Immer mehr Menschen müssen hungern, wann tut ihre Koalition endlich was?
Sehr geehrter Herrn Teutrin,
Die Sozialverbände schlagen Alarm, denn die Menschen die auf diese soziale Absicherung angewiesen sind kommen damit nicht mehr hin, der Regelsatz ist zu niedrig und wie ich gelesen habe bei vielen Menschen schon Mitte des Monats leer.
Wann wird ihre Koalition tätig?
Reichen die diversen Meldungen von den man mittlerweile immer mehr liest damit sie was tun oder müssen erst Millionen von Menschen klauen gehen damit sie endlich Tätig werden?
Sehr geehrter Herr S.,
wie ich bereits auf Ihre Anfrage vom 12.10.2022 geschrieben habe, entspricht die derzeitige Berechnung des Regelsatzes allen Maßstäben des Bundesverfassungsgerichts und sichert daher das Existenzminimum zuverlässig ab.
Anders als vielleicht angenommen wird er nicht pauschal vom Deutschen Bundestag bestimmt, sondern über eine statistische Warenkorbmethode ermittelt, die auf dem Konsumverhalten der einkommensschwächsten 20 Prozent der Haushaltseinkommen basiert.
Es handelt sich bei dem Regelsatz also nicht um einen künstlich klein-gerechneten Satz, sondern um einen Betrag, von dem tatsächlich 20 Prozent der Haushalte ohne Sozialleistungen alle zum Lebenserhalt nötigen Ausgaben tätigen. Dabei ergibt es sich von selbst, dass von dem Regelsatz keine Luxusaufwendungen oder ein Leben gänzlich ohne Sparsamkeit möglich sind. Niemand aber, der Sozialleistungen bezieht, wird etwas Menschenunwürdiges zugemutet.

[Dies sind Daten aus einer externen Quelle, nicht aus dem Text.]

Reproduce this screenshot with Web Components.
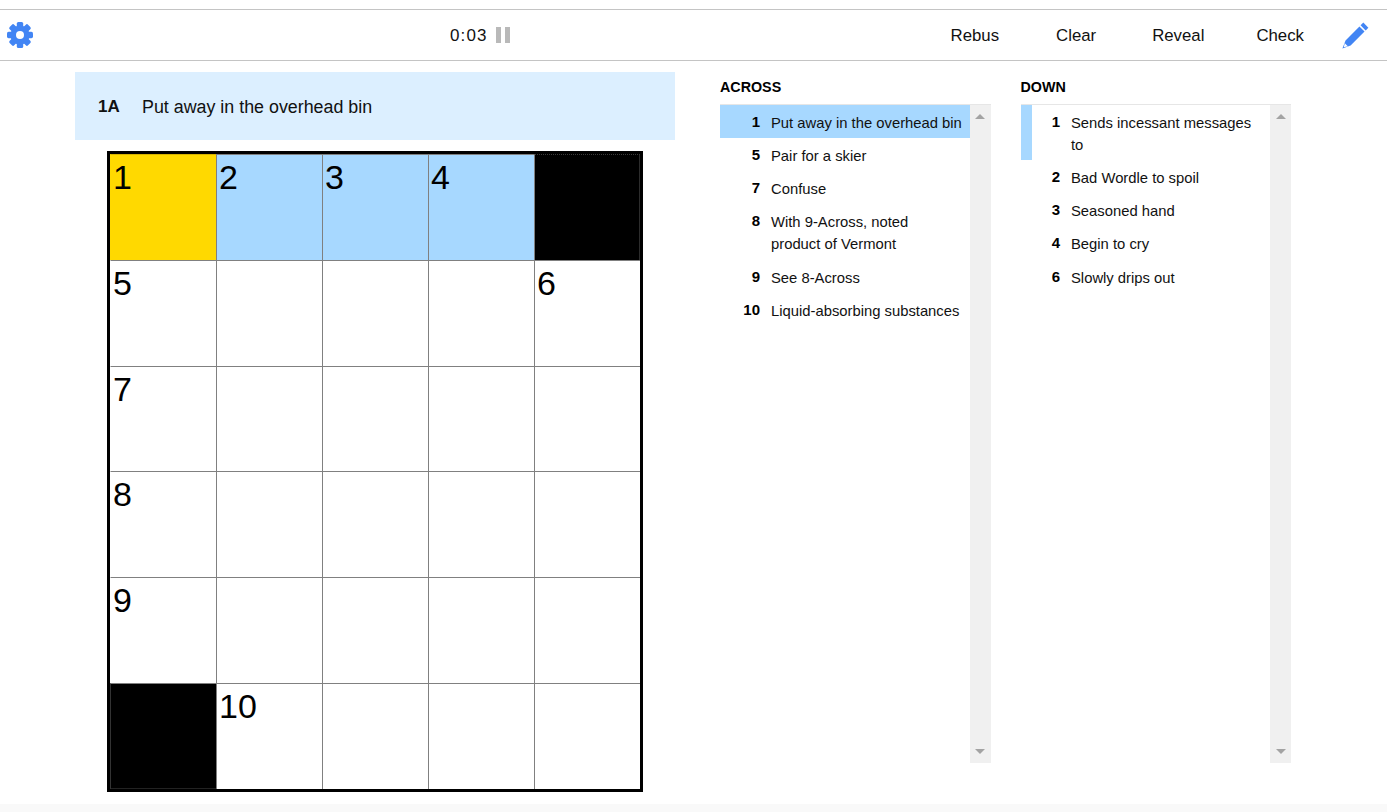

Darüber hinaus hat die Ampel-Koalition bereits viele Gesetze auf den Weg gebracht, die die Mehrbelastung durch die Inflation abschwächen. Mit dem Bürgergeld wurde beispielsweise die automatische Anhebung des Regelsatzes angepasst, sodass nunmehr die Inflation mittels einer Prognose im Voraus ausgeglichen wird und nicht, wie es bisher der Fall war, erst nachträglich angepasst wird. So ist auch bei stark steigenden Preisen eine Bedarfsunterversorgung ausgeschlossen. In der Debatte rund um das Bürgergeld gab es eine hohe Sensibilität für den Lohnabstand - der gewährleistet soll, dass es sich Erwerbsarbeit immer spürbar lohnen muss.
Zudem wurden im letzten Jahr zahlreiche Entlastungspakete auf den Weg gebracht, von denen insbesondere Empfänger von Sozialleistungen profitiert haben. Beispielsweise gab es eine Einmalzahlung in Höhe von 200 Euro und einen Sofortzuschlag in Höhe von 20 Euro pro Monat für jedes Kind in von Armut betroffenen Familien.
Bei allen Debatten um die Höhe von Sozialleistungen darf aber nicht aus den Augen gelassen werden, dass wir den Sozialstaat insgesamt neu denken müssen. Es darf nicht sein, dass bei Leistungen für Kinder, beispielsweise dem Bildungs- und Teilhabepaket, ein Drittel der zur Verfügung stehenden Mittel in Bürokratie versickern und nur 15 Prozent der Leistungen überhaupt von den Anspruchsberechtigten abgerufen werden. Insgesamt gibt es über 130 verschiedene Leistungen und Maßnahmen für Familien. Dieses Bürokratielabyrinth kostet viel Geld und führt dazu, dass Betroffene sich nicht zurechtfinden und entmündigt fühlen. Ziel muss es daher sein, den Sozialstaat zunächst in seinen Strukturen zu reformieren, das heißt digitaler und moderner zu gestalten, bevor wir einfach mehr Geld ausgeben.
Mit dem Bürgergeld und der Kindergrundsicherung verfolgt die Koalition gleich zwei große Reformen des Sozialstaats, die gerade diese Modernisierung zum Ziel haben. Ihren Vorwurf, wir würden in diesem Bereich nicht tätig werden, möchte ich daher entschieden zurückweisen.
Sozialpolitischer Fortschritt misst sicher allerdings nicht an der Höhe der Sozialleistungen, sondern an der Effektivität der Maßnahmen und der Chance zu sozialen Aufstieg. Die Brücke in den Arbeitsmarkt sollte daher weiter gestärkt werden.